Some people use KeyValuePair for two values. It's not great though because it just labels the two things as Key and Value. Not very descriptive. Also it would seriously benefit from having this added:
public static class KeyValuePair
{
public static KeyValuePair<K, V> Make(K k, V v)
{
return new KeyValuePair<K, V>(k, v);
}
}
Saves you from having to specify the types when you create one. Generic methods can infer types, generic class constructors can't.
For your scenario you may want to define generic Range{T} class (with checks for the range validity).
If method is private, then I usually use tuples from my helper library. Public or protected methods generally always deserve separate.

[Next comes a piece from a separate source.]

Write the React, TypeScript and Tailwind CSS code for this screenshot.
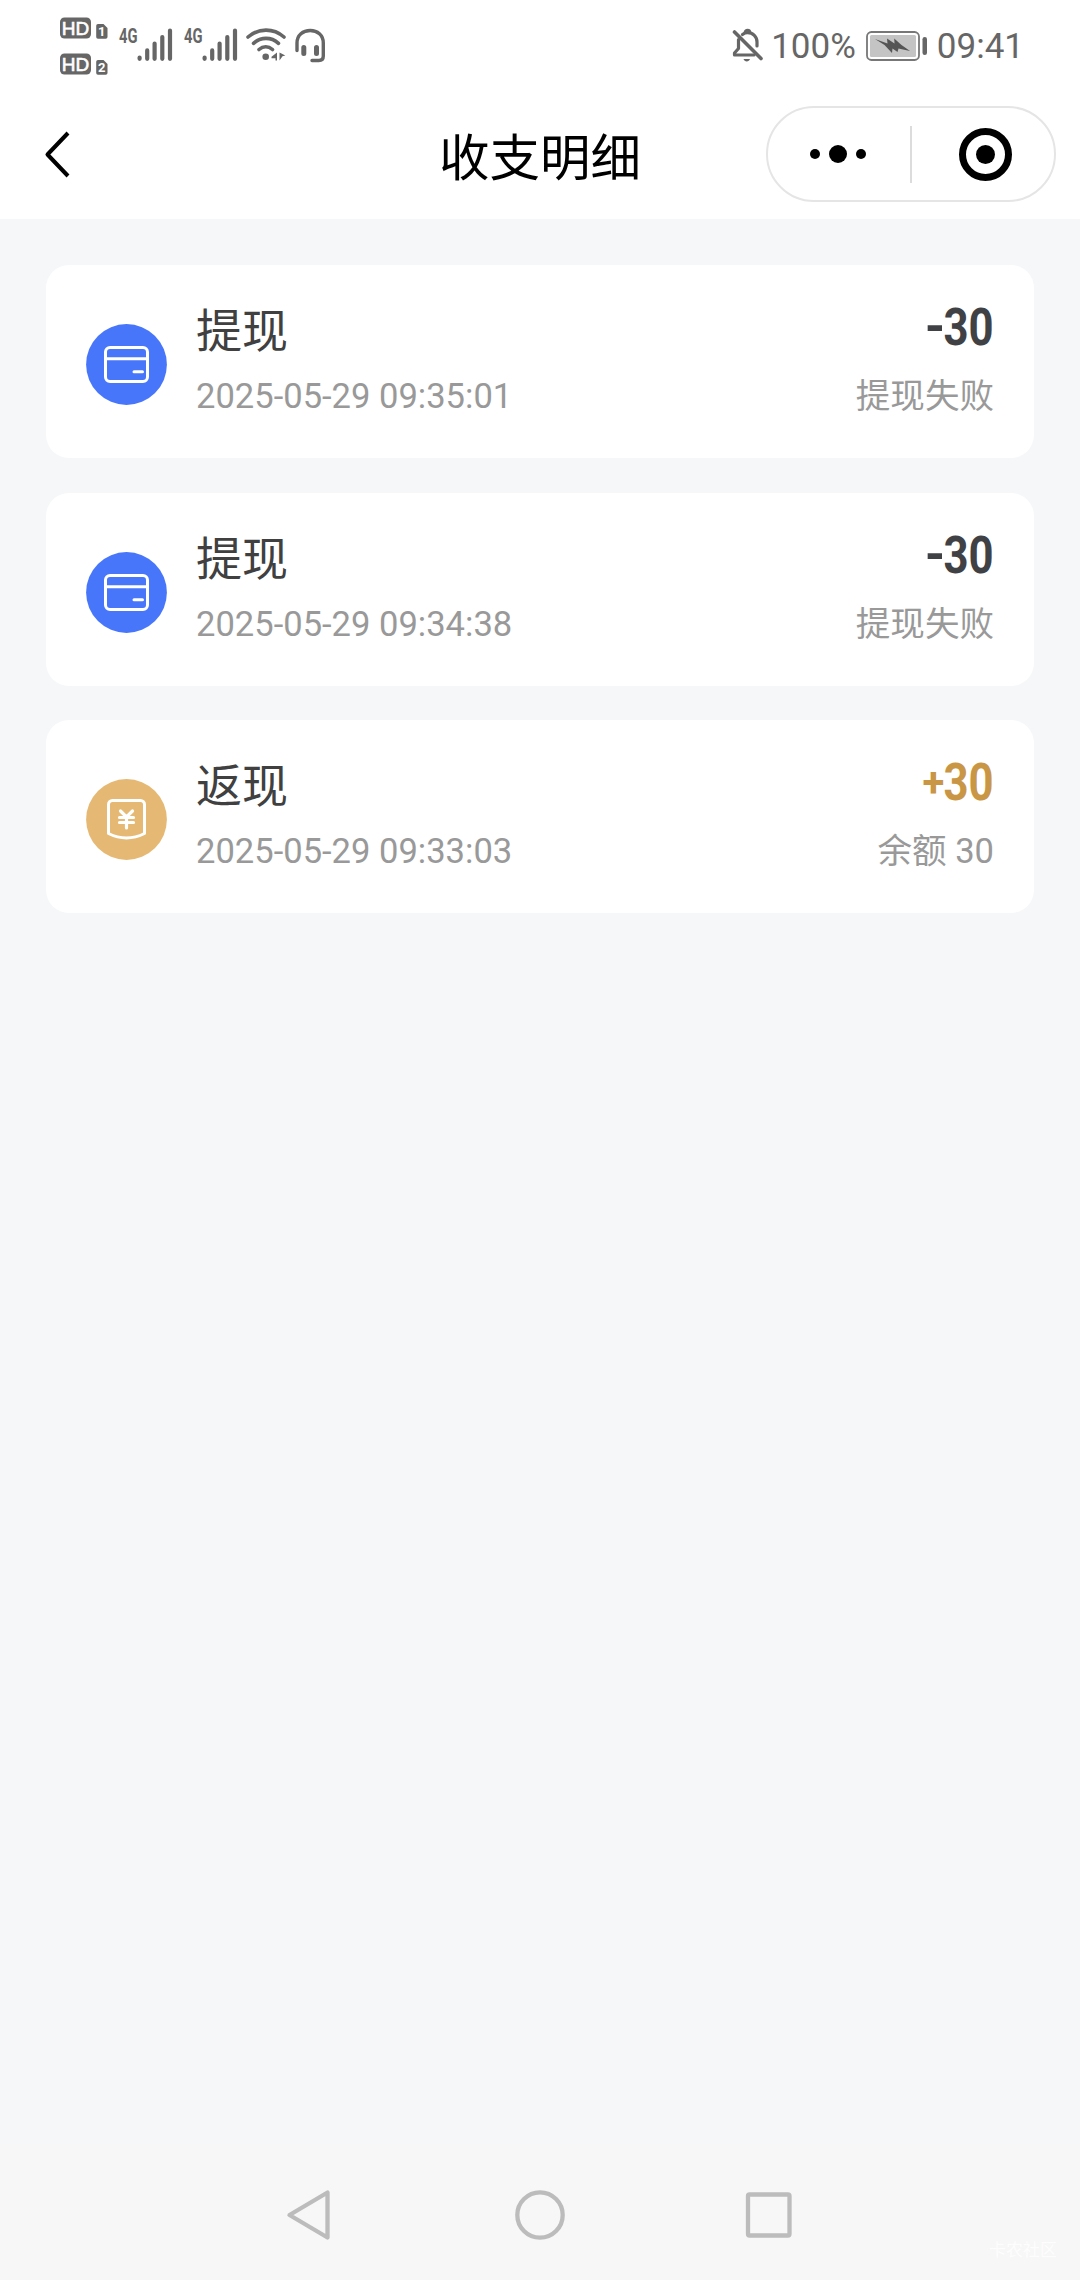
const CJK = "font-['Roboto','Noto_Sans_CJK_SC',sans-serif]";

type Entry = {
  kind: "withdraw" | "cashback";
  title: string;
  time: string;
  sign: "-" | "+";
  amount: string;
  note: string;
};

const entries: Entry[] = [
  { kind: "withdraw", title: "提现", time: "2025-05-29 09:35:01", sign: "-", amount: "30", note: "提现失败" },
  { kind: "withdraw", title: "提现", time: "2025-05-29 09:34:38", sign: "-", amount: "30", note: "提现失败" },
  { kind: "cashback", title: "返现", time: "2025-05-29 09:33:03", sign: "+", amount: "30", note: "余额 30" },
];

function HdBadge({ sim }: { sim: string }) {
  return (
    <svg width="48" height="22" viewBox="0 0 48 22">
      <rect x="0" y="0.5" width="31" height="21" rx="4.5" fill="#666" />
      <text x="15.5" y="17.6" textAnchor="middle" fontFamily="Liberation Sans" fontSize="19" fill="#fff" stroke="#fff" strokeWidth="0.6">
        HD
      </text>
      <path d="M38 7h5.5l4 4v9a1.8 1.8 0 0 1-1.8 1.8H38a1.8 1.8 0 0 1-1.8-1.8V8.8A1.8 1.8 0 0 1 38 7z" fill="#666" />
      <text x="41.8" y="19" textAnchor="middle" fontFamily="Roboto" fontWeight="700" fontSize="13" fill="#fff">
        {sim}
      </text>
    </svg>
  );
}

function Signal() {
  return (
    <svg width="60" height="44" viewBox="-4 -10 60 44">
      <text x="0" y="14.8" fontFamily="Roboto" fontWeight="700" fontSize="20" textLength="18.5" lengthAdjust="spacingAndGlyphs" fill="#666">
        4G
      </text>
      <g stroke="#666" strokeWidth="4.2" strokeLinecap="round">
        <path d="M20.6 29.5v1.3M28.2 22.4v8.4M35.6 15.5v15.3M43.3 9v21.8M51 2.6v28.2" />
      </g>
    </svg>
  );
}

function Wifi() {
  return (
    <svg width="41" height="34" viewBox="0 0 41 34" fill="none" stroke="#666" strokeWidth="3.6" strokeLinecap="round">
      <path d="M2 9C12.500-.2 27.500-.2 38 9M7.500 15.300c7.400-6.600 17.600-6.600 25 0M13 21.500c4.200-3.700 9.300-3.700 13.500 0" />
      <circle cx="19.700" cy="28.800" r="3.300" fill="#666" stroke="none" />
      <path d="M31 24.500v8h-1.500v-2.300h-4v-1.400zM33.500 24.500l5.800 3-2.800.7-3 4.300z" fill="#666" stroke="none" />
    </svg>
  );
}

function Headset() {
  return (
    <svg width="31" height="35" viewBox="0 0 31 35" fill="none" stroke="#666" strokeWidth="3.400" strokeLinecap="round">
      <path d="M2 22.500V15C2 7 8 2.500 15.200 2.500S28.300 7 28.300 15v13c0 3.300-1.500 4.500-4.500 4.500h-6.800" />
      <path d="M8.800 19.500v6M21.500 19.500v6" strokeWidth="5" />
    </svg>
  );
}

function BellOff() {
  return (
    <svg width="32" height="35" viewBox="0 0 32 35" fill="none" stroke="#666" strokeWidth="3.200" strokeLinecap="round" strokeLinejoin="round">
      <path d="M2.500 4l26.500 26.500" strokeWidth="3.600" />
      <path d="M6.500 11.500v9L2.500 25v2H22" />
      <path d="M10.500 6.500c2-1.500 3-1.800 5-1.800 5.500 0 9.500 4 9.500 9.300v4" />
      <path d="M13 4.500c0-3.200 5-3.200 5 0" strokeWidth="2.800" />
      <path d="M11.500 31h6.500c-.8 3.200-5.700 3.200-6.500 0z" fill="#666" stroke="none" />
    </svg>
  );
}

function Battery() {
  return (
    <svg width="62" height="30" viewBox="0 0 62 30">
      <rect x="1" y="1" width="52" height="28" rx="4.500" fill="#fff" stroke="#777" strokeWidth="1.800" />
      <rect x="4" y="4" width="46" height="22" rx="1.500" fill="#c4c4c4" />
      <path d="M9 8l12.500 4.500-.5-5 7.500 5-.3-5L35.500 14l8.500 6-11.500-2.500-1 3.500-5-3.500-.5 4.500L18.500 14z" fill="#555" />
      <rect x="56.500" y="6" width="4.500" height="18" rx="2.200" fill="#666" />
    </svg>
  );
}

function StatusBar() {
  return (
    <div className="flex h-[90px] items-start text-[#666]">
      <div className="ml-[60px] mt-[17px] flex flex-col gap-[14px]">
        <HdBadge sim="1" />
        <HdBadge sim="2" />
      </div>
      <div className="ml-[7px] mt-[18px] flex gap-[5px]">
        <Signal />
        <Signal />
      </div>
      <div className="ml-[6px] mt-[28px] flex gap-[8px]">
        <Wifi />
        <Headset />
      </div>
      <div className="ml-auto mr-[56px] mt-[28px] flex">
        <BellOff />
        <span className="ml-[7px] mt-px text-[35px] leading-[36px] font-['Roboto']">100%</span>
        <div className="ml-[10px] mt-[3px]">
          <Battery />
        </div>
        <span className="ml-[9px] mt-px text-[35px] leading-[36px] font-['Roboto']">09:41</span>
      </div>
    </div>
  );
}

function Header() {
  return (
    <header className="grid h-[129px] grid-cols-3 text-black">
      <div className="pl-[43px] pt-[40px]">
        <svg width="28" height="50" viewBox="0 0 28 50" fill="none" stroke="#000" strokeWidth="4" strokeLinejoin="round">
          <path d="M25 3L4.500 24.500l20.500 21.500" />
        </svg>
      </div>
      <h1 className="pt-[29px] text-center text-[50.500px] leading-[70px] font-['Noto_Sans_CJK_SC',sans-serif]">收支明细</h1>
      <div className="flex justify-end pr-[24px] pt-[16px]">
        <div className="flex h-[96px] w-[290px] items-center rounded-full border-2 border-[#e5e5e5]">
          <div className="flex w-[142px] items-center justify-center gap-[9px] pr-[2px]">
            <span className="size-[10px] rounded-full bg-black" />
            <span className="size-[18px] rounded-full bg-black" />
            <span className="size-[10px] rounded-full bg-black" />
          </div>
          <span className="h-[57px] w-[2px] bg-[#dcdcdc]" />
          <div className="flex flex-1 justify-center pl-[5px]">
            <span className="flex size-[53px] items-center justify-center rounded-full border-[7px] border-black">
              <span className="size-[19px] rounded-full bg-black" />
            </span>
          </div>
        </div>
      </div>
    </header>
  );
}

function CardIcon() {
  return (
    <svg width="81" height="81" viewBox="0 0 81 81" fill="none" stroke="#fff" strokeWidth="3">
      <circle cx="40.500" cy="40.500" r="40.400" fill="#4776fb" stroke="none" />
      <rect x="19.500" y="23.500" width="42" height="34" rx="4.500" />
      <path d="M19.500 34.700h42" />
      <path d="M48 47.800h8.500" strokeLinecap="round" />
    </svg>
  );
}

function YenIcon() {
  return (
    <svg width="81" height="81" viewBox="0 0 81 81" fill="none" stroke="#fff" strokeWidth="3" strokeLinecap="round">
      <circle cx="40.500" cy="40.500" r="40.400" fill="#e5b973" stroke="none" />
      <path d="M26.500 21.500h28a4 4 0 0 1 4 4V54.500q-9 4.500-18 4.500t-18-4.500V25.500a4 4 0 0 1 4-4z" strokeLinejoin="round" />
      <path d="M34.500 32l6 6 6-6M33.500 38.500h14M33.500 43.500h14M40.500 38.500v10.500" strokeWidth="3.200" />
    </svg>
  );
}

function EntryCard({ entry }: { entry: Entry }) {
  const gain = entry.kind === "cashback";
  return (
    <li className="flex h-[193px] rounded-[23px] bg-white px-10">
      <div className="mt-[59px]">{gain ? <YenIcon /> : <CardIcon />}</div>
      <div className={`ml-[29px] mt-[34px] ${CJK}`}>
        <div className="text-[46px] leading-[64px] text-[#404040]">{entry.title}</div>
        <div className="mt-[9px] text-[34.56px] leading-[48px] text-[#999]">{entry.time}</div>
      </div>
      <div className={`ml-auto mt-[33px] flex flex-col items-end ${CJK}`}>
        <div className={`flex h-[60px] text-[52px] leading-[60px] font-bold ${gain ? "text-[#c99646]" : "text-[#404145]"}`}>
          {gain ? (
            <span className="-mr-[10px] text-[40px] leading-[60px]">{entry.sign}</span>
          ) : (
            <span className="-mr-[11px] -mt-[1px]">{entry.sign}</span>
          )}
          <span className="origin-right scale-x-[0.84]">{entry.amount}</span>
        </div>
        <div className="mt-[14px] text-[34.56px] leading-[48px] text-[#999]">{entry.note}</div>
      </div>
    </li>
  );
}

function NavBar() {
  return (
    <nav className="relative flex h-[136px] items-center justify-center bg-[#f7f7f7] pt-[6px]">
      <svg width="508" height="52" viewBox="0 0 508 52" fill="none" stroke="#bcbcbc" strokeWidth="4.300" strokeLinejoin="round">
        <path d="M41.500 3.500v45L3.500 26z" />
        <circle cx="254" cy="26" r="22.700" />
        <rect x="462" y="5.500" width="41.500" height="41" rx="1.500" />
      </svg>
      <span className="absolute bottom-[19px] right-[23px] text-[17px] leading-[24px] text-[#fdfdfd] font-['Noto_Sans_CJK_SC',sans-serif]">
        卡农社区
      </span>
    </nav>
  );
}

export default function App() {
  return (
    <div className="flex h-[2280px] w-[1080px] flex-col bg-[#f5f7f9]">
      <div className="h-[219px] bg-white">
        <StatusBar />
        <Header />
      </div>
      <ul className="flex flex-1 flex-col gap-[34.5px] px-[46px] pt-[46px]">
        {entries.map((entry) => (
          <EntryCard key={entry.time} entry={entry} />
        ))}
      </ul>
      <NavBar />
    </div>
  );
}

Return a custom type, but don't use a class, use a struct - no memory allocation/garbage collection overhead means no downsides.
If 2, a Pair.
If more than 2 a class.
Another solution is to return a dictionary of named object references. To me, this is pretty equivalent to using a custom return class, but without the clutter. (And using RTTI and reflection it is just as typesafe as any other solution, albeit dynamically so.)
It depends on the type and meaning of the results, as well as whether the method is private or not.
For private methods, I usually just use a Tuple, from my class library.
For public/protected/internal methods (ie. not private), I use either out parameter or a custom class.
For instance, if I'm implementing the TryXYZ pattern, where you have an XYZ method that throws an exception on failure and a TryXYZ method that returns Boolean, TryXYZ will use an out parameter.
If the results are sequence-oriented (ie. return 3 customers that should be processed) then I will typically return some kind of collection.
Other than that I usually just use a custom class.
If a method outputs two to three related value, I would group them in a type. If the values are unrelated, the method is most likely doing way too much and I would refactor it into a number of simpler methods.